Upon finishing the piece, I was a bit surprised that Ms. Ruggieri left the reader hanging in a way.  Whether or not we’ve shoplifted from a dress shop, we’ve all done things for which we hope to be forgiven.  The young girl could be in for a lot of hassle if the shop owner calls the police…or she could feel the immense relief that washes over us when we receive mercy from another human being.  Ms. Ruggieri doesn’t tell us what happens to the young girl, who becomes the center of an impromptu bit of theater and a part of the history of the blue dress.

Most of the time, leaving the audience hanging can be considered a mistake.  Why aren’t we bummed that Ms. Ruggieri doesn’t tell us whether or not the girl catches a larceny charge?  I suppose it’s because the omission keeps the focus on the subject of the piece: the dress.  While Ms. Ruggieri is the person who is describing the story, the greater focus should remain on the dress and that’s where the focus remains.

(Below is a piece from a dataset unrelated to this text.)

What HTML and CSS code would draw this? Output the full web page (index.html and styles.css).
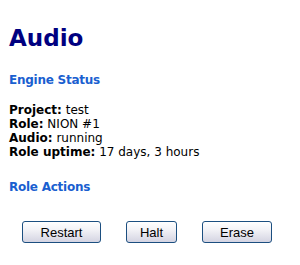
FILE: index.html
```html
<!DOCTYPE html>
<html>
<head>
<meta charset="utf-8">
<link rel="stylesheet" href="styles.css">
</head>
<body>
<h1 class="title">Audio</h1>
<h2 class="section section-first">Engine Status</h2>
<div class="status">
  <div><b>Project:</b> test</div>
  <div><b>Role:</b> NION #1</div>
  <div><b>Audio:</b> running</div>
  <div><b>Role uptime:</b> 17 days, 3 hours</div>
</div>
<h2 class="section">Role Actions</h2>
<div class="actions">
  <button class="btn btn-restart">Restart</button>
  <button class="btn btn-halt">Halt</button>
  <button class="btn btn-erase">Erase</button>
</div>
</body>
</html>
```

FILE: styles.css
```css
html, body { background: #fff; }
body {
  margin: 0;
  padding: 0 9px;
  font-family: "DejaVu Sans", Verdana, sans-serif;
  font-size: 12px;
  color: #000;
}
.title {
  margin: 0;
  padding-top: 26px;
  font-size: 23px;
  line-height: 24px;
  font-weight: bold;
  color: #000080;
}
.section {
  margin: 21px 0 0;
  font-size: 12px;
  line-height: 14px;
  font-weight: bold;
  letter-spacing: -0.25px;
  color: #1a5fd0;
}
.section-first {
  margin-top: 23px;
}
.status {
  margin-top: 16px;
  line-height: 14px;
}
.actions {
  display: flex;
  gap: 25px;
  margin-top: 27px;
  padding-left: 13px;
}
.btn {
  box-sizing: border-box;
  height: 22px;
  padding: 0;
  font-family: "Liberation Sans", Arial, sans-serif;
  font-size: 13px;
  color: #000;
  border: 1px solid #1c4f80;
  border-radius: 3px;
  background: linear-gradient(#ffffff, #f2f2f6 40%, #d4d4e2);
}
.btn-restart { width: 79px; }
.btn-halt { width: 51px; }
.btn-erase { width: 70px; }
```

Objects have a history and old things may have lived many lives.  I’m currently trying to figure out how to get a Parker 51 fountain pen in fresh and working order.  Here is a picture of where I am at the moment:

parkerpen

(I know the picture’s crummy; I took it with my inexpensive MP3 player.)  I’ve soaked and disassembled the pen, now I’m researching to make sure that I don’t ruin the beautiful object.  The pen had a previous owner; if I told this Parker 51’s story, I would focus a little bit less on the people whose lives were shaped by those who held it and a little more on what the pen did.  (Who knows?  Did it sign a wedding license?  Was it used to complete a contract by someone who was buying his or her first home?)  Ms. Ruggieri is a participant in the story, but the dress is the star.

We must take a look at the ending of the piece, of course.  After four and a half paragraphs of prose, Ms. Ruggieri flexes her strong poetic muscles by finishing the piece in abstract:

Whenever I wear that blue dress, it wavers, the way a flame does in a breeze, and the orange breaks through old window glass -

my reflection wavers,

blurs.

Ms. Ruggieri switches from prose to poetry and does so in a graceful fashion.  How?  She signals to us that we’re going to make a switch.  What a beautiful metaphor, comparing the flapping of the dress to the flickering of a wind-touched flame.  Having tasted some poetry, we don’t mind that she’s broken from prose completely in those last two lines.  One of the great blessings of the written word is that you can do ANYTHING.  You can send your character through time and space.  You can tell the story of a pen or a dress, all with a few keystrokes.  A writer’s obligation, however, is to do what he or she can to make sure the reader understands the twists and turns.

What Should We Steal?

  • Maintain focus on the protagonist of your story…even if the protagonist isn’t a human.  Don’t make me think about The Velveteen Rabbit.  Just don’t.  
  • Prepare your reader for the flights of fancy they find in your work.  Want to switch from poetry to prose?  No problem.  Ease us into the warm bath water; don’t just throw us in.